It’s true there’s a good reason for pain, and for suffering. They do push us to grow, force us to build new structures in that endless spiral of evolution. It’s impossible to avoid pain and suffering in a life, in any life, even that of the richest, most beautiful, most famous. Everyone suffers. Everyone dies. You often see rich, celebrated people absolutely refuse to accept this basic fact. I think of the billionaires anxiously invading the lives of others in their quest to be more powerful and, perhaps (hah!) achieve immortality. I think of someone like JK Rowling, who, you would think, has gotten everything she could possibly want in this life: creative success, riches, fame. And yet she spends an awful lot of time trying to stop trans people from having life the way they want it. I think, whenever I read about another, to me, bizarre post from her, that she’s wasting time that could have been spent in enjoyment of her life. Then I wonder why. The only conclusion I can come to is that she must have thought achieving riches and fame would lead her, inevitably, to a land of bliss, where suffering and pain were not. Yet, strangely, they didn’t. So she’s angry, lashes out—it must be someone else’s fault, after all. There must be a way to avoid all this pain.

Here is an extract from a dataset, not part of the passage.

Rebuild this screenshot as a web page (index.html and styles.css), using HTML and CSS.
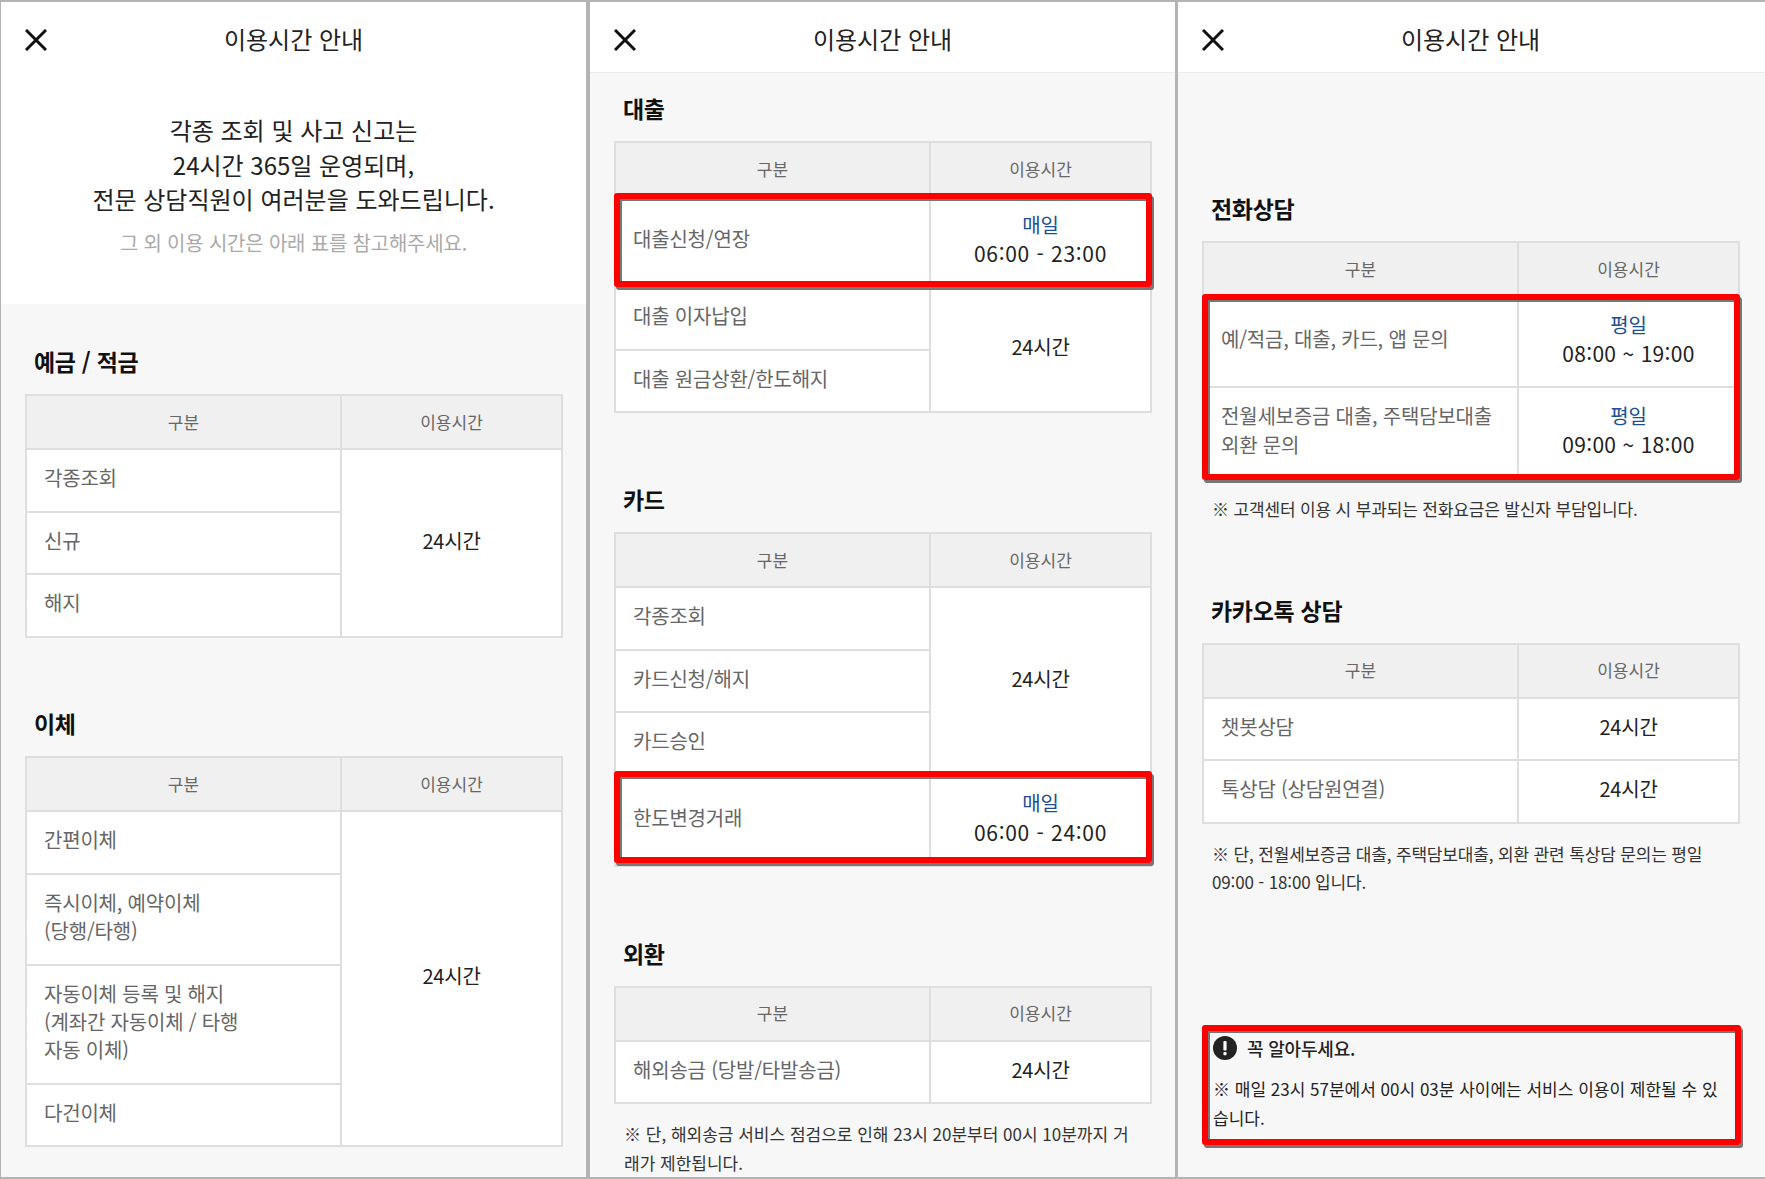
FILE: index.html
```html
<!DOCTYPE html>
<html lang="ko">
<head>
<meta charset="utf-8">
<title>이용시간 안내</title>
<link rel="stylesheet" href="styles.css">
</head>
<body>
<div class="frame">

<section class="panel">
  <header class="top top-plain">
    <svg class="close" viewBox="0 0 22 22"><path d="M1 1 21 21M21 1 1 21"/></svg>
    <h1 class="title">이용시간 안내</h1>
  </header>
  <div class="intro">
    <p class="lead">각종 조회 및 사고 신고는<br>24시간 365일 운영되며,<br>전문 상담직원이 여러분을 도와드립니다.</p>
    <p class="sub">그 외 이용 시간은 아래 표를 참고해주세요.</p>
  </div>
  <div class="body body-a">
    <div class="sec">
      <h2 class="head">예금 / 적금</h2>
      <table class="tbl">
        <colgroup><col class="c1"><col class="c2"></colgroup>
        <tr><th>구분</th><th>이용시간</th></tr>
        <tr class="r1"><td>각종조회</td><td class="val" rowspan="3">24시간</td></tr>
        <tr class="r1"><td>신규</td></tr>
        <tr class="r1"><td>해지</td></tr>
      </table>
    </div>
    <div class="sec">
      <h2 class="head">이체</h2>
      <table class="tbl">
        <colgroup><col class="c1"><col class="c2"></colgroup>
        <tr><th>구분</th><th>이용시간</th></tr>
        <tr class="r1"><td>간편이체</td><td class="val" rowspan="4">24시간</td></tr>
        <tr class="r2"><td>즉시이체, 예약이체<br>(당행/타행)</td></tr>
        <tr class="r3"><td>자동이체 등록 및 해지<br>(계좌간 자동이체 / 타행<br>자동 이체)</td></tr>
        <tr class="r1"><td>다건이체</td></tr>
      </table>
    </div>
  </div>
</section>

<section class="panel">
  <header class="top">
    <svg class="close" viewBox="0 0 22 22"><path d="M1 1 21 21M21 1 1 21"/></svg>
    <h1 class="title">이용시간 안내</h1>
  </header>
  <div class="body body-b">
    <div class="sec">
      <h2 class="head">대출</h2>
      <div class="wrap">
        <table class="tbl">
          <colgroup><col class="c1"><col class="c2"></colgroup>
          <tr><th>구분</th><th>이용시간</th></tr>
          <tr class="r2"><td>대출신청/연장</td><td class="val"><span class="day">매일</span><br><span class="time">06:00 - 23:00</span></td></tr>
          <tr class="r1"><td>대출 이자납입</td><td class="val" rowspan="2">24시간</td></tr>
          <tr class="r1"><td>대출 원금상환/한도해지</td></tr>
        </table>
        <div class="mark mark-loan"></div>
      </div>
    </div>
    <div class="sec">
      <h2 class="head">카드</h2>
      <div class="wrap">
        <table class="tbl">
          <colgroup><col class="c1"><col class="c2"></colgroup>
          <tr><th>구분</th><th>이용시간</th></tr>
          <tr class="r1"><td>각종조회</td><td class="val" rowspan="3">24시간</td></tr>
          <tr class="r1"><td>카드신청/해지</td></tr>
          <tr class="r1"><td>카드승인</td></tr>
          <tr class="r2"><td>한도변경거래</td><td class="val"><span class="day">매일</span><br><span class="time">06:00 - 24:00</span></td></tr>
        </table>
        <div class="mark mark-card"></div>
      </div>
    </div>
    <div class="sec">
      <h2 class="head">외환</h2>
      <table class="tbl">
        <colgroup><col class="c1"><col class="c2"></colgroup>
        <tr><th>구분</th><th>이용시간</th></tr>
        <tr class="r1"><td>해외송금 (당발/타발송금)</td><td class="val">24시간</td></tr>
      </table>
      <p class="note note-wide">※ 단, 해외송금 서비스 점검으로 인해 23시 20분부터 00시 10분까지 거래가 제한됩니다.</p>
    </div>
  </div>
</section>

<section class="panel">
  <header class="top">
    <svg class="close" viewBox="0 0 22 22"><path d="M1 1 21 21M21 1 1 21"/></svg>
    <h1 class="title title-last">이용시간 안내</h1>
  </header>
  <div class="body body-c">
    <div class="sec">
      <h2 class="head">전화상담</h2>
      <div class="wrap">
        <table class="tbl">
          <colgroup><col class="c1"><col class="c2"></colgroup>
          <tr><th>구분</th><th>이용시간</th></tr>
          <tr class="r2"><td>예/적금, 대출, 카드, 앱 문의</td><td class="val"><span class="day">평일</span><br><span class="time time-tilde">08:00 ~ 19:00</span></td></tr>
          <tr class="r2"><td>전월세보증금 대출, 주택담보대출<br>외환 문의</td><td class="val"><span class="day">평일</span><br><span class="time time-tilde">09:00 ~ 18:00</span></td></tr>
        </table>
        <div class="mark mark-call"></div>
      </div>
      <p class="note">※ 고객센터 이용 시 부과되는 전화요금은 발신자 부담입니다.</p>
    </div>
    <div class="sec">
      <h2 class="head">카카오톡 상담</h2>
      <table class="tbl">
        <colgroup><col class="c1"><col class="c2"></colgroup>
        <tr><th>구분</th><th>이용시간</th></tr>
        <tr class="r1"><td>챗봇상담</td><td class="val">24시간</td></tr>
        <tr class="r1"><td>톡상담 (상담원연결)</td><td class="val">24시간</td></tr>
      </table>
      <p class="note">※ 단, 전월세보증금 대출, 주택담보대출, 외환 관련 톡상담 문의는 평일<br>09:00 - 18:00 입니다.</p>
    </div>
    <div class="notice">
      <div class="notice-head">
        <svg class="alert" viewBox="0 0 24 24"><circle cx="12" cy="12" r="12"/><rect class="alert-mark" x="10.4" y="5" width="3.2" height="9.5" rx="1"/><rect class="alert-mark" x="10.4" y="16" width="3.2" height="3.2" rx="1"/></svg>
        <strong class="notice-title">꼭 알아두세요.</strong>
      </div>
      <p class="notice-text">※ 매일 23시 57분에서 00시 03분 사이에는 서비스 이용이 제한될 수 있습니다.</p>
    </div>
  </div>
</section>

</div>
</body>
</html>
```

FILE: styles.css
```css
* { box-sizing: border-box; margin: 0; padding: 0; }
html, body { width: 1765px; height: 1179px; overflow: hidden; }
body {
  background: #b4b4b4;
  font-family: "Noto Sans CJK KR", "Noto Sans", sans-serif;
  color: #222;
}
.frame {
  display: flex;
  gap: 4px;
  height: 1179px;
  padding: 2px 0 2px 1px;
}
.panel {
  width: 585px;
  flex: none;
  background: #f7f7f7;
  display: flex;
  flex-direction: column;
  overflow: hidden;
}
.panel:last-child { width: 587px; margin-left: -1px; }

.top {
  height: 71px;
  flex: none;
  background: #fff;
  border-bottom: 1px solid #ececec;
  display: flex;
  align-items: center;
  justify-content: center;
  position: relative;
}
.top-plain { border-bottom-color: #fff; }
.close {
  position: absolute;
  left: 24px;
  top: 27px;
  width: 22px;
  height: 22px;
  fill: none;
  stroke: #111;
  stroke-width: 3;
}
.title {
  font-size: 24px;
  font-weight: 400;
  line-height: 32px;
  margin-top: 3px;
  color: #222;
}
.title-last { margin-right: 2px; }

.intro {
  height: 231px;
  flex: none;
  background: #fff;
  padding-top: 40px;
  text-align: center;
}
.lead {
  font-size: 24px;
  line-height: 34.5px;
  color: #222;
}
.sub {
  font-size: 20px;
  line-height: 28px;
  margin-top: 12px;
  color: #aaa;
  letter-spacing: -0.2px;
}

.body { flex: 1; display: flex; flex-direction: column; padding-left: 24px; padding-right: 23px; }
.body-a { padding-top: 41px; }
.body-b { padding-top: 19px; }
.body-c { padding-top: 119px; }
.sec + .sec { margin-top: 70px; }
.body-a .sec + .sec { margin-top: 69.5px; }

.head {
  font-size: 23px;
  font-weight: 700;
  line-height: 32px;
  letter-spacing: -0.3px;
  color: #111;
  padding-left: 9px;
  margin-bottom: 17px;
}
.wrap { position: relative; }

.tbl {
  width: 536px;
  table-layout: fixed;
  border-collapse: collapse;
  background: #fff;
}
.c1 { width: 315px; }
.c2 { width: 221px; }
.tbl th, .tbl td { border: 2px solid #dedede; }
.tbl th {
  height: 54px;
  background: #f0f0f0;
  font-size: 17px;
  font-weight: 400;
  color: #666;
  padding-bottom: 2px;
}
.tbl td {
  font-size: 20px;
  line-height: 28.3px;
  color: #666;
  padding: 0 15px 4px 17px;
  letter-spacing: -0.2px;
}
.tbl .val { text-align: center; color: #222; padding-left: 15px; }
.r1 td { height: 62.5px; }
.r2 td { height: 91px; }
.r3 td { height: 119px; }
.day { color: #1c4f91; }
.time { font-size: 21px; letter-spacing: 0.7px; }
.time-tilde { letter-spacing: 0.3px; }

.note {
  font-size: 17px;
  line-height: 28.5px;
  letter-spacing: -0.15px;
  color: #333;
  padding: 0 10px;
  margin-top: 16px;
  word-break: break-all;
}
.note-wide { letter-spacing: 0; }

.mark, .notice {
  border: 6px solid #f00;
  border-radius: 3px;
  box-shadow: 2px 3px 0 #777, inset 2px 2px 0 #777;
}
.mark { position: absolute; left: 0; width: 538px; pointer-events: none; }
.mark-loan { top: 52px; height: 94px; }
.mark-card { top: 239px; height: 92px; }
.mark-call { top: 53px; height: 186px; }

.notice {
  margin: auto 0 32px 0;
  height: 120px;
  padding: 5px 5px 0 5px;
  flex: none;
  width: 539px;
}
.notice-head { display: flex; align-items: center; gap: 10px; height: 26px; margin-top: -1px; }
.alert { width: 24px; height: 24px; fill: #222; flex: none; }
.alert-mark { fill: #fff; }
.notice-title { font-size: 18px; font-weight: 500; letter-spacing: -0.2px; color: #222; }
.notice-text {
  font-size: 17px;
  line-height: 29px;
  color: #222;
  margin-top: 13px;
  word-break: break-all;
}
```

There isn’t. We all get old (if we’re lucky). We all will experience weakness, diminution of power (if we’re lucky). We’ll all die (lucky or not, as the case may be). Yes, Billionaires, I regret to inform you that this is an immutable fact. We will all die. We will all suffer. We will all experience pain.
But there is a difference, and a big one, between inevitable and excess suffering. Excess suffering is when you try to outsource your pain onto someone else. Inevitably, you’ve caused them more pain, they who are innocent, of this at least. What’s worse, you have not managed to rid yourself of one bit of your own pain. Not even of discomfort. In fact, it’s far worse than if you’d just kept your pain to yourself. You feel, even if you don’t know it, the pain of having hurt others. Because there are no ‘others’. We’re all in this together. Pain for one is pain for all. Bomb a school and kill the children there, and believe you me, you’re going to feel it, one way or another, whether you recognize the source of it or not.
The late Tamra Lucid, longtime contributor to EAP: The Magazine, knew this well. After she died, her husband, Ronnie Pontiac, found the last piece she’d written, a farewell to undeserved pain, the kind inflicted on those weaker by the more powerful. Her Name Rhymed with Pamela. It’s a story of one young woman who is, alas, not the only one right now who’s been unjustly ground down. Tortured into the dust by those in power, those trying to outsource their fears of the ‘other’. Fears of their own weakness, and their own deaths. I think about people I know, family, friends, neighbors, who, fearing their own darkness, push these off onto unknown ‘illegals’. People they’ve turned into abstractions, actual human beings they’ve robbed, in their secret terror, of humanity. Anyone who does this is suffering terribly, trying to rid themselves of pain by pawning it off on someone else, preferably someone far away. Deport them! Bomb them! Kill them! Is there no one who will rid me of this turbulent priest?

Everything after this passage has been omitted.